Saudi Foreign Minister Prince Saud Al Faisal has already declared that Israelis shouldn't be expecting any handshakes from him at Annapolis.
But the very fact of his attendance at the event will change its dynamic.
The so-called Arab Peace Plan, introduced by Saudi monarch King Abdullah in 2002 calling for complete Israeli withdrawal to the 1967 lines in return for full relations with the Arab League states, will now likely be put on the table by its originator before the Israeli leadership. And conversely, the Arab League representation will have to sit still for at least a few minutes when Prime Minister Ehud Olmert presents the Israeli demand for a stake in parts of Jerusalem (including the holy places) and elsewhere over those lines, and the insistence that this country be recognized as a "Jewish state" - a concept Israel's Arab neighbors have not come to terms with 60 years after the UN decision authorizing the creation of such a nation.
All this is known in advance, and the failure (thus far) of Olmert and Palestinian Authority President Mahmoud Abbas to craft a joint declaration of principles prior to the conference means that any new negotiating ground being broken in Annapolis itself is unlikely. It is the aftershocks that now appear more likely to have some impact, rather than the event itself.

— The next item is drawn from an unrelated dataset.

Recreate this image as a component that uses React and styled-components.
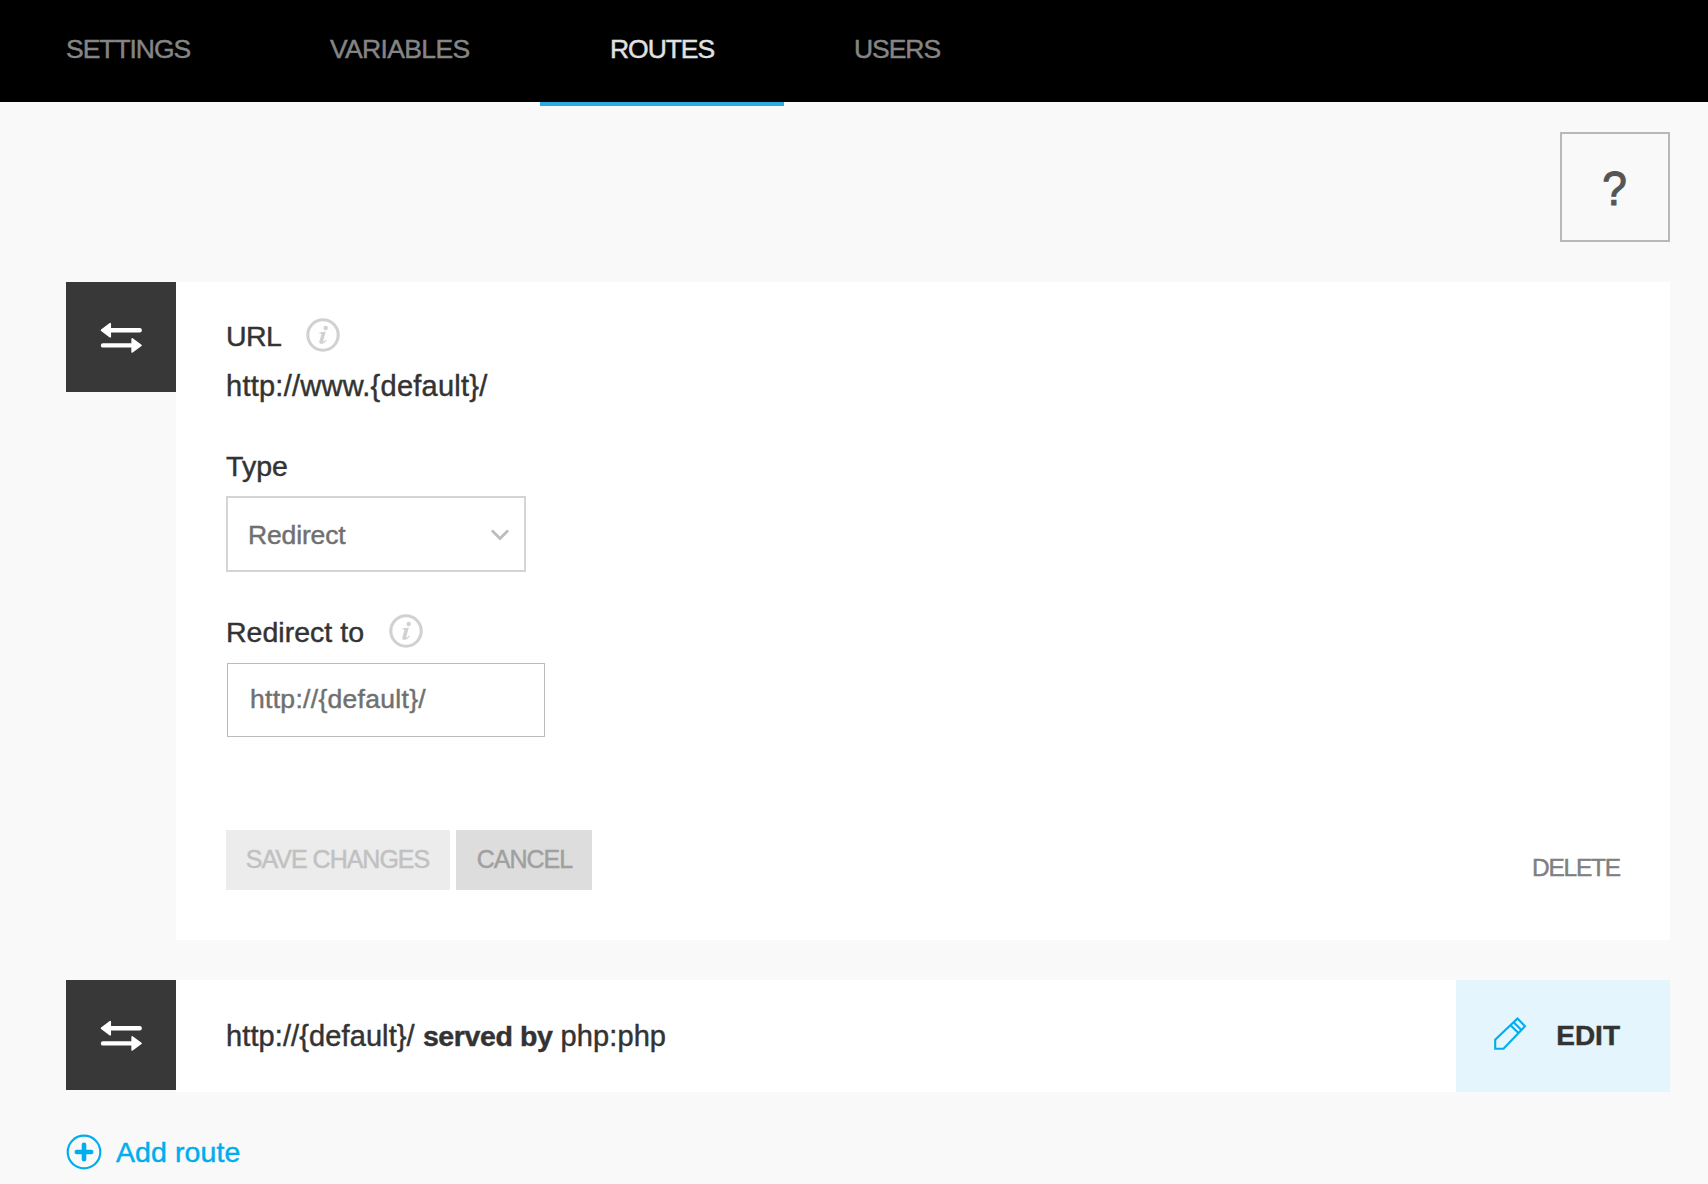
import React from "react";
import styled, { createGlobalStyle, css } from "styled-components";

const GlobalStyle = createGlobalStyle`
  *, *::before, *::after { box-sizing: border-box; }
  html, body { margin: 0; background: #f9f9f9; }
  body {
    font-family: "Liberation Sans", Arial, sans-serif;
    font-size: 28px;
    line-height: 32px;
    color: #333;
    -webkit-text-stroke: 0.45px currentColor;
  }
  button, input { font-family: inherit; -webkit-text-stroke: inherit; }
`;

const Page = styled.div`
  height: 1184px;
  overflow: hidden;
  background: #f9f9f9;
`;

const Nav = styled.nav`
  display: flex;
  height: 102px;
  background: #000;
`;

const Tab = styled.a`
  flex: none;
  width: ${(p) => p.$width}px;
  height: ${(p) => (p.$active ? 106 : 102)}px;
  padding: 34px 0 0 ${(p) => p.$indent || 70}px;
  font-size: 26.5px;
  line-height: 30px;
  letter-spacing: ${(p) => p.$tracking || -1.05}px;
  white-space: nowrap;
  color: ${(p) => (p.$active ? "#e1e1e1" : "#858585")};
  border-bottom: ${(p) => (p.$active ? "4px solid #29abe2" : "none")};
`;

const Main = styled.main`
  display: flex;
  flex-direction: column;
  padding: 30px 38px 0 66px;
`;

const HelpButton = styled.button`
  align-self: flex-end;
  width: 110px;
  height: 110px;
  margin-bottom: 40px;
  padding: 2px 0 0;
  border: 2px solid #b8b8b8;
  background: transparent;
  color: #555;
  font-size: 49px;
  line-height: 104px;
  -webkit-text-stroke: 1.2px currentColor;
`;

const HelpMark = styled.span`
  display: inline-block;
  transform: scaleX(0.9);
`;

const Route = styled.section`
  display: flex;
  align-items: flex-start;
  margin-bottom: 40px;
`;

const RouteIcon = styled.div`
  display: flex;
  flex: none;
  align-items: center;
  justify-content: center;
  width: 110px;
  height: 110px;
  background: #383838;
`;

const RouteForm = styled.form`
  display: flex;
  flex: 1;
  flex-direction: column;
  align-items: flex-start;
  height: 658px;
  padding: 34px 50px 50px;
  background: #fff;
`;

const Label = styled.label`
  display: flex;
  align-items: center;
  gap: 25px;
  height: 40px;
  padding-bottom: 1px;
  font-size: 28.5px;
  letter-spacing: ${(p) => p.$tracking || 0}px;

  svg { margin-bottom: 2px; }
`;

const Value = styled.div`
  margin: 14px 0 39px;
  height: 37px;
  font-size: 29px;
  letter-spacing: 0.25px;
`;

const fieldText = css`
  background: #fff;
  color: #707070;
  font-size: 26.5px;
  line-height: 30px;
`;

const Select = styled.div`
  ${fieldText}
  display: flex;
  align-items: center;
  justify-content: space-between;
  width: 300px;
  height: 76px;
  margin: 10px 0 40px;
  padding: 1px 15px 0 20px;
  border: 2px solid #d4d4d4;
  letter-spacing: -0.15px;
`;

const Input = styled.input`
  ${fieldText}
  width: 318px;
  height: 74px;
  margin: 11px 0 0 1px;
  padding: 0 22px 2px;
  border: 1px solid #bbb;
  border-radius: 0;
  letter-spacing: 0.3px;
`;

const Actions = styled.div`
  display: flex;
  align-self: stretch;
  gap: 6px;
  margin-top: auto;
`;

const Button = styled.button`
  width: ${(p) => p.$width}px;
  height: 60px;
  padding: ${(p) => (p.$muted ? "0 1px 2px 0" : "0 0 2px 1px")};
  border: 0;
  background: ${(p) => (p.$muted ? "#ececec" : "#ddd")};
  color: ${(p) => (p.$muted ? "#c1c1c1" : "#a0a0a0")};
  font-size: 25px;
  letter-spacing: -1px;
  white-space: nowrap;
`;

const DeleteLink = styled.a`
  margin-left: auto;
  padding-top: 22px;
  color: #808080;
  font-size: 24.5px;
  line-height: 31px;
  letter-spacing: -1.2px;
`;

const RouteSummary = styled.div`
  display: flex;
  flex: 1;
  align-items: center;
  height: 112px;
  padding-left: 50px;
  background: #fff;
`;

const SummaryText = styled.div`
  flex: 1;
  white-space: pre;
  font-size: 29px;
  letter-spacing: 0.1px;

  b {
    font-size: 28.5px;
    letter-spacing: -0.4px;
  }
`;

const EditButton = styled.button`
  display: flex;
  align-items: center;
  justify-content: space-between;
  width: 214px;
  height: 112px;
  padding: 0 50px 0 37px;
  border: 0;
  background: #e4f5fd;
  color: #333;
  font-size: 28px;
  font-weight: 700;

  svg { margin-bottom: 4px; }
`;

const AddRoute = styled.a`
  display: flex;
  align-items: center;
  gap: 14px;
  padding-top: 2px;
  color: #00adef;
  font-size: 28.5px;
  letter-spacing: 0.1px;
`;

const RouteArrows = () => (
  <svg width="42" height="32" viewBox="0 0 42 32" fill="#fff" stroke="#fff" strokeLinejoin="round" strokeLinecap="round">
    <path d="M10 9.2H39.7M3 24.4H31" strokeWidth="4.4" />
    <path d="M1.6 9.2L10.2 2.7V15.7ZM41 24.4L32.2 17.9V30.9Z" strokeWidth="1.7" />
  </svg>
);

const InfoIcon = () => (
  <svg width="34" height="34" viewBox="0 0 34 34">
    <circle cx="17" cy="17" r="15.2" fill="none" stroke="#d1d1d1" strokeWidth="3.1" />
    <circle cx="19.7" cy="10" r="2.2" fill="#d1d1d1" />
    <path d="M13.3 14.6L19.8 13.6L17.2 23.2C17.1 24.2 18.4 23.6 20 21.6L20.8 22.2C18.8 24.9 17.2 25.8 15.3 25.8C13.5 25.8 13 24.7 13.4 23.2L15.3 16.4C15.5 15.5 14.8 15.5 13.2 15.5Z" fill="#d1d1d1" />
  </svg>
);

const Chevron = () => (
  <svg width="18" height="12" viewBox="0 0 18 12">
    <path d="M1.7 2.3L9 9.5L16.3 2.3" fill="none" stroke="#bdbdbd" strokeWidth="2.8" strokeLinecap="round" />
  </svg>
);

const Pencil = () => (
  <svg width="34" height="34" viewBox="0 0 34 34" fill="none" stroke="#00adef" strokeWidth="2.1">
    <path d="M2.2 31.8V22.8L24.5 1.6L32 9.3L10.5 31.8Z" />
    <path d="M17.8 8.4L25.2 15.8M20.9 5.4L28.4 12.9" />
  </svg>
);

const PlusIcon = () => (
  <svg width="36" height="36" viewBox="0 0 36 36" fill="none" stroke="#00adef">
    <circle cx="18" cy="18" r="16.3" strokeWidth="2.2" />
    <path d="M10.8 18H25.2M18 10.8V25.2" strokeWidth="4.6" strokeLinecap="round" />
  </svg>
);

const tabs = [
  { name: "SETTINGS", width: 260, indent: 66 },
  { name: "VARIABLES", width: 280, tracking: -0.65 },
  { name: "ROUTES", width: 244, active: true },
  { name: "USERS", width: 226 },
];

export default function App() {
  return (
    <Page>
      <GlobalStyle />
      <Nav>
        {tabs.map((tab) => (
          <Tab key={tab.name} $width={tab.width} $indent={tab.indent} $active={tab.active} $tracking={tab.tracking}>
            {tab.name}
          </Tab>
        ))}
      </Nav>
      <Main>
        <HelpButton><HelpMark>?</HelpMark></HelpButton>
        <Route>
          <RouteIcon><RouteArrows /></RouteIcon>
          <RouteForm>
            <Label $tracking={-0.6}>URL<InfoIcon /></Label>
            <Value>http://www.{"{default}"}/</Value>
            <Label $tracking={0.05}>Type</Label>
            <Select>Redirect<Chevron /></Select>
            <Label $tracking={0.02}>Redirect to<InfoIcon /></Label>
            <Input defaultValue="http://{default}/" />
            <Actions>
              <Button type="button" $width={224} $muted>SAVE CHANGES</Button>
              <Button type="button" $width={136}>CANCEL</Button>
              <DeleteLink>DELETE</DeleteLink>
            </Actions>
          </RouteForm>
        </Route>
        <Route>
          <RouteIcon><RouteArrows /></RouteIcon>
          <RouteSummary>
            <SummaryText>http://{"{default}"}/ <b>served by</b> php:php</SummaryText>
            <EditButton><Pencil />EDIT</EditButton>
          </RouteSummary>
        </Route>
        <AddRoute><PlusIcon />Add route</AddRoute>
      </Main>
    </Page>
  );
}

The possible exception to that scenario has an epicenter about 30 miles to the west of Annapolis, in Washington DC: the White House. The starting positions of all the participants are clearly known, with the possible exception of the Bush administration. For George W. Bush to have convened such an event in his own backyard; to have allowed Secretary of State Condoleezza Rice to invest so much time and energy in putting it together; and to have committed himself to personally open it, is such a major break with the way the US president has conducted diplomacy in the past seven years, it is not surprising that political observers are wondering whether it is Washington that has seriously shifted ground in recent months.

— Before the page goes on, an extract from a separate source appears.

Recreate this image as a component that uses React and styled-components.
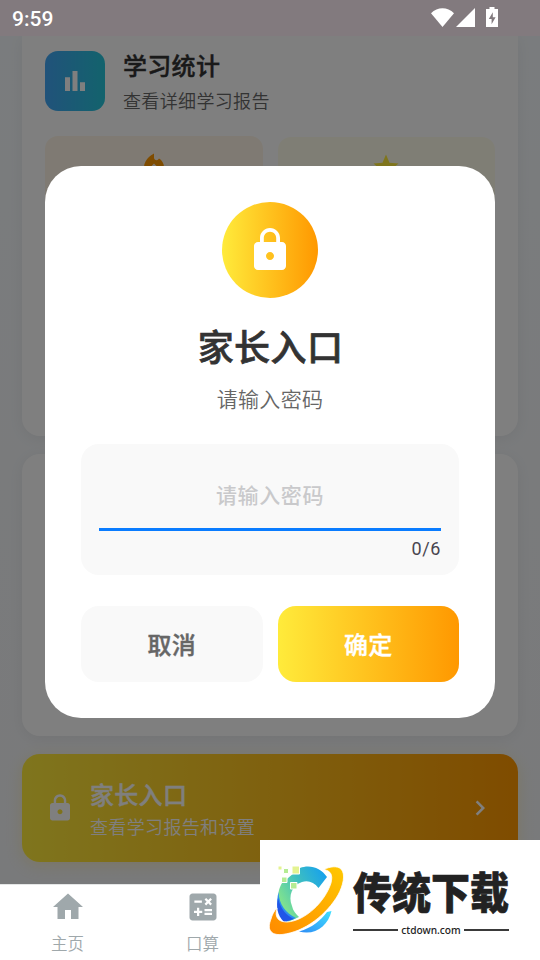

In a position paper released last week by the Jerusalem Center for Public Affairs, former Israeli ambassador to the UN (and advisor to Likud leader Binyamin Netanyahu) Dore Gold expresses concern that this is indeed the case.

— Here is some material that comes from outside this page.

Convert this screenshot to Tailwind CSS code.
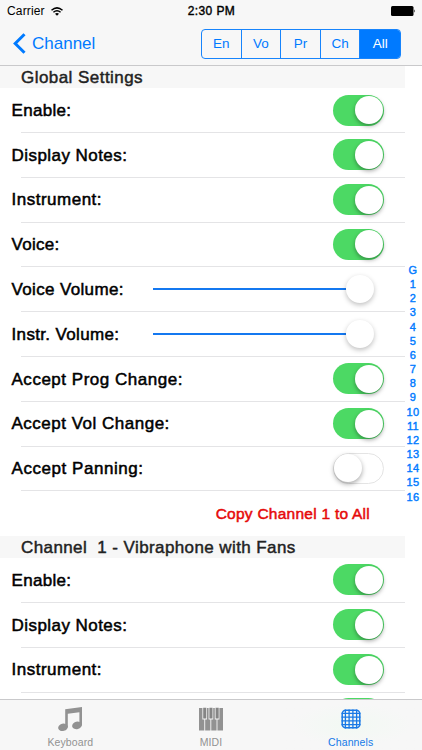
<!DOCTYPE html>
<html lang="en">
  <head>
    <meta charset="UTF-8" />
    <meta name="viewport" content="width=device-width, initial-scale=1.0" />
    <script src="https://cdn.jsdelivr.net/npm/@tailwindcss/browser@4"></script>
    <title>Channels</title>
  </head>
  <body class="bg-white text-black font-['Liberation_Sans',Arial,sans-serif]">
    <div class="flex flex-col h-screen overflow-hidden">
      <!-- Status bar and navigation -->
      <header class="h-[66px] shrink-0 bg-[#f7f7f7] border-b border-[#c9c9cb]">
        <div class="grid grid-cols-3 items-center h-[22px] pl-[7px] pr-[6px] text-[12px]">
          <div class="flex items-center gap-[6px]">
            <span class="tracking-[0.15px]">Carrier</span>
            <svg class="w-3 h-[9px]" viewBox="0 0 12 9" fill="none" stroke="#000" stroke-width="1.5">
              <path d="M.5 3.3Q6-1.6 11.5 3.3M2.4 5.3Q6 2.2 9.6 5.3" />
              <path d="M4 6.8Q6 5.2 8 6.8L6 8.8Z" fill="#000" stroke="none" />
            </svg>
          </div>
          <span class="text-center tracking-[0.4px] [-webkit-text-stroke:0.4px]">2:30 PM</span>
          <svg class="w-[25px] h-[10px] justify-self-end" viewBox="0 0 25 10">
            <rect width="22.5" height="10" rx="1.5" />
            <path d="M23.3 3.2q1.6 1.8 0 3.6z" />
          </svg>
        </div>
        <div class="flex items-center justify-between h-[43px] pl-[13px] pr-[21px] text-[#007aff]">
          <a class="flex items-center gap-[6px]">
            <svg class="w-[13px] h-[21px]" viewBox="0 0 13 21" fill="none" stroke="#007aff" stroke-width="3">
              <path d="M11.5 1.2 2.2 10.5l9.3 9.3" />
            </svg>
            <span class="text-[17px]">Channel</span>
          </a>
          <div class="grid grid-cols-5 w-[200px] h-[30px] mt-px border border-[#1784fc] rounded-[4px] divide-x divide-[#1784fc] overflow-hidden text-[13.5px] leading-[28px] text-center">
            <span>En</span>
            <span>Vo</span>
            <span>Pr</span>
            <span>Ch</span>
            <span class="bg-[#007aff] text-white">All</span>
          </div>
        </div>
      </header>

      <main class="flex flex-1 min-h-0 overflow-hidden">
        <div class="w-[405px] text-[17px]">
          <h2 class="h-[22px] pl-[21px] bg-[#f7f7f7] text-[#222] leading-6 tracking-[0.45px] [-webkit-text-stroke:0.45px]">Global Settings</h2>
          <ul class="[-webkit-text-stroke:0.5px]">
            <li class="h-[44.8px] pl-[11px]">
              <div class="flex items-center justify-between h-[44px] pl-[0.5px] pr-[21px]">
                <span class="pt-px tracking-[0.3px]">Enable:</span>
                <span class="flex justify-end w-[51px] h-[31px] p-[1.5px] rounded-full bg-[#4cd964]"><i class="size-7 rounded-full bg-white shadow-[0_2px_4px_rgba(0,0,0,0.35)]"></i></span>
              </div>
              <div class="ml-[10px] h-px bg-[#e4e4e6]"></div>
            </li>
            <li class="h-[44.8px] pl-[11px]">
              <div class="flex items-center justify-between h-[44px] pl-[0.5px] pr-[21px]">
                <span class="pt-px tracking-[0.45px]">Display Notes:</span>
                <span class="flex justify-end w-[51px] h-[31px] p-[1.5px] rounded-full bg-[#4cd964]"><i class="size-7 rounded-full bg-white shadow-[0_2px_4px_rgba(0,0,0,0.35)]"></i></span>
              </div>
              <div class="ml-[10px] h-px bg-[#e4e4e6]"></div>
            </li>
            <li class="h-[44.8px] pl-[11px]">
              <div class="flex items-center justify-between h-[44px] pl-[0.5px] pr-[21px]">
                <span class="pt-px tracking-[0.5px]">Instrument:</span>
                <span class="flex justify-end w-[51px] h-[31px] p-[1.5px] rounded-full bg-[#4cd964]"><i class="size-7 rounded-full bg-white shadow-[0_2px_4px_rgba(0,0,0,0.35)]"></i></span>
              </div>
              <div class="ml-[10px] h-px bg-[#e4e4e6]"></div>
            </li>
            <li class="h-[44.8px] pl-[11px]">
              <div class="flex items-center justify-between h-[44px] pl-[0.5px] pr-[21px]">
                <span class="pt-px tracking-[0.3px]">Voice:</span>
                <span class="flex justify-end w-[51px] h-[31px] p-[1.5px] rounded-full bg-[#4cd964]"><i class="size-7 rounded-full bg-white shadow-[0_2px_4px_rgba(0,0,0,0.35)]"></i></span>
              </div>
              <div class="ml-[10px] h-px bg-[#e4e4e6]"></div>
            </li>
            <li class="h-[44.8px] pl-[11px]">
              <div class="flex items-center justify-between h-[44px] pl-[0.5px] pr-[31px]">
                <span class="pt-px tracking-[0.35px]">Voice Volume:</span>
                <span class="flex items-center w-[221px]"><b class="flex-1 h-[2px] bg-[#1478f0]"></b><i class="size-7 rounded-full bg-white shadow-[0_2px_5px_rgba(0,0,0,0.25)]"></i></span>
              </div>
              <div class="ml-[10px] h-px bg-[#e4e4e6]"></div>
            </li>
            <li class="h-[44.8px] pl-[11px]">
              <div class="flex items-center justify-between h-[44px] pl-[0.5px] pr-[31px]">
                <span class="pt-px tracking-[0.35px]">Instr. Volume:</span>
                <span class="flex items-center w-[221px]"><b class="flex-1 h-[2px] bg-[#1478f0]"></b><i class="size-7 rounded-full bg-white shadow-[0_2px_5px_rgba(0,0,0,0.25)]"></i></span>
              </div>
              <div class="ml-[10px] h-px bg-[#e4e4e6]"></div>
            </li>
            <li class="h-[44.8px] pl-[11px]">
              <div class="flex items-center justify-between h-[44px] pl-[0.5px] pr-[21px]">
                <span class="pt-px tracking-[0.52px]">Accept Prog Change:</span>
                <span class="flex justify-end w-[51px] h-[31px] p-[1.5px] rounded-full bg-[#4cd964]"><i class="size-7 rounded-full bg-white shadow-[0_2px_4px_rgba(0,0,0,0.35)]"></i></span>
              </div>
              <div class="ml-[10px] h-px bg-[#e4e4e6]"></div>
            </li>
            <li class="h-[44.8px] pl-[11px]">
              <div class="flex items-center justify-between h-[44px] pl-[0.5px] pr-[21px]">
                <span class="pt-px tracking-[0.5px]">Accept Vol Change:</span>
                <span class="flex justify-end w-[51px] h-[31px] p-[1.5px] rounded-full bg-[#4cd964]"><i class="size-7 rounded-full bg-white shadow-[0_2px_4px_rgba(0,0,0,0.35)]"></i></span>
              </div>
              <div class="ml-[10px] h-px bg-[#e4e4e6]"></div>
            </li>
            <li class="h-[44.8px] pl-[11px]">
              <div class="flex items-center justify-between h-[44px] pl-[0.5px] pr-[21px]">
                <span class="pt-px tracking-[0.55px]">Accept Panning:</span>
                <span class="flex items-center w-[51px] h-[31px] rounded-full border-[1.5px] border-[#e4e4e4] bg-white"><i class="size-7 rounded-full bg-white shadow-[0_2px_5px_rgba(0,0,0,0.35)]"></i></span>
              </div>
              <div class="ml-[10px] h-px bg-[#e4e4e6]"></div>
            </li>
            <li class="flex items-center justify-end h-[44.8px] pr-[35px]">
              <a class="text-[15.5px] text-[#e60a0a] tracking-[0.25px]">Copy Channel 1 to All</a>
            </li>
          </ul>

          <h2 class="h-[22px] pl-[21px] bg-[#f7f7f7] text-[#222] leading-6 tracking-[0.4px] whitespace-pre [-webkit-text-stroke:0.45px]">Channel  1 - Vibraphone with Fans</h2>
          <ul class="[-webkit-text-stroke:0.5px]">
            <li class="h-[44.8px] pl-[11px]">
              <div class="flex items-center justify-between h-[44px] pl-[0.5px] pr-[21px]">
                <span class="pt-px tracking-[0.3px]">Enable:</span>
                <span class="flex justify-end w-[51px] h-[31px] p-[1.5px] rounded-full bg-[#4cd964]"><i class="size-7 rounded-full bg-white shadow-[0_2px_4px_rgba(0,0,0,0.35)]"></i></span>
              </div>
              <div class="ml-[10px] h-px bg-[#e4e4e6]"></div>
            </li>
            <li class="h-[44.8px] pl-[11px]">
              <div class="flex items-center justify-between h-[44px] pl-[0.5px] pr-[21px]">
                <span class="pt-px tracking-[0.45px]">Display Notes:</span>
                <span class="flex justify-end w-[51px] h-[31px] p-[1.5px] rounded-full bg-[#4cd964]"><i class="size-7 rounded-full bg-white shadow-[0_2px_4px_rgba(0,0,0,0.35)]"></i></span>
              </div>
              <div class="ml-[10px] h-px bg-[#e4e4e6]"></div>
            </li>
            <li class="h-[44.8px] pl-[11px]">
              <div class="flex items-center justify-between h-[44px] pl-[0.5px] pr-[21px]">
                <span class="pt-px tracking-[0.5px]">Instrument:</span>
                <span class="flex justify-end w-[51px] h-[31px] p-[1.5px] rounded-full bg-[#4cd964]"><i class="size-7 rounded-full bg-white shadow-[0_2px_4px_rgba(0,0,0,0.35)]"></i></span>
              </div>
              <div class="ml-[10px] h-px bg-[#e4e4e6]"></div>
            </li>
            <li class="flex justify-end h-[44.8px] pt-[6px] pr-[21px]">
              <span class="w-[51px] h-[31px] rounded-full bg-[#4cd964]"></span>
            </li>
          </ul>
        </div>

        <!-- Section index -->
        <ol class="flex-1 pt-[197px] pr-px text-[11px] leading-[14.15px] text-center text-[#007aff] tracking-[0.3px] [-webkit-text-stroke:0.4px]">
          <li>G</li>
          <li>1</li>
          <li>2</li>
          <li>3</li>
          <li>4</li>
          <li>5</li>
          <li>6</li>
          <li>7</li>
          <li>8</li>
          <li>9</li>
          <li>10</li>
          <li>11</li>
          <li>12</li>
          <li>13</li>
          <li>14</li>
          <li>15</li>
          <li>16</li>
        </ol>
      </main>

      <!-- Tab bar -->
      <nav class="grid grid-cols-3 h-[51px] shrink-0 bg-[#f7f7f7] border-t border-[#c9c9cb] text-[10.5px] text-[#929292] leading-3 tracking-[0.1px]">
        <a class="flex flex-col items-center pt-[7px] gap-[4px]">
          <svg class="w-6 h-[25px]" viewBox="0 0 24 25" fill="#929292">
            <path d="M7.2 2.2 24 0V18.5H21.4V5.2L9.8 6.7V20.5H7.2Z" />
            <ellipse cx="5" cy="20.3" rx="4.9" ry="3.7" transform="rotate(-15 5 20.3)" />
            <ellipse cx="19" cy="18.4" rx="4.9" ry="3.7" transform="rotate(-15 19 18.4)" />
          </svg>
          <span>Keyboard</span>
        </a>
        <a class="flex flex-col items-center pt-[7px] gap-[4px]">
          <svg class="w-6 h-[25px]" viewBox="0 0 24 25">
            <path d="M0 1H24V23.5H0Z" fill="#929292" />
            <path d="M5.7 12V24M11.8 12V24M18 12V24" stroke="#f7f7f7" stroke-width=".9" />
            <path d="M3.4 0H8V12.4H3.4ZM9.6 0H14.2V12.4H9.6ZM15.8 0H20.4V12.4H15.8Z" fill="#f7f7f7" />
            <path d="M4.2 .8H7.3V11.5H4.2ZM10.4 .8H13.5V11.5H10.4ZM16.6 .8H19.7V11.5H16.6Z" fill="#858585" />
          </svg>
          <span>MIDI</span>
        </a>
        <a class="flex flex-col items-center pt-[7px] gap-[4px] pr-[2px] text-[#1479e8] bg-radial from-[#f2f9f3] to-[#f7f7f7] to-60%">
          <svg class="w-5 h-[25px]" viewBox="0 0 20 25" fill="none" stroke="#1979e6">
            <rect x="1.2" y="3.2" width="17.6" height="17.6" rx="3.5" stroke-width="1.5" />
            <path d="M4.4 2.5V21.5M8.1 2.5V21.5M11.9 2.5V21.5M15.6 2.5V21.5M.5 6.4H19.5M.5 10.1H19.5M.5 13.9H19.5M.5 17.6H19.5" stroke-width="1.3" />
          </svg>
          <span>Channels</span>
        </a>
      </nav>
    </div>
  </body>
</html>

Gold argues that recent comments by Rice indicate that Bush may be backtracking on assurances he made to former prime minister Ariel Sharon in his letter of April 14, 2004, that Washington accepts Jerusalem's position that it will not have to return to the '67 lines as part of a final-status agreement.
"There is a serious question about the exact standing of the Bush Letter on the eve of Annapolis," asserts Gold. "Even if the US does not issue its own statement in lieu of the Joint Statement, a revised US position could come in the form of a presidential address, or even private communications from Washington to Arab capitals that erode the Bush Letter and empty it of much of its original content."
Whether this is really so would depend on knowing the exact nature of the conversation that Bush reportedly had with King Abdullah this week, that convinced him to have the Saudis attend Annapolis. Some clarification may come when the US president makes his opening address at the conference, which is why the Washington Post's main Annapolis story this weekend was headlined "Eyes will be on Bush at talks on Mideast."
The White House would surely prefer those eyes were focused more on the Israeli and Palestinian leadership. But while the ground really did shake beneath the feet of Israelis and Arabs this week, it was the Americans who moved heaven and earth to get almost all the region's leaders to Annapolis - and it is still only them who have the influence to really shake things up in the peace process.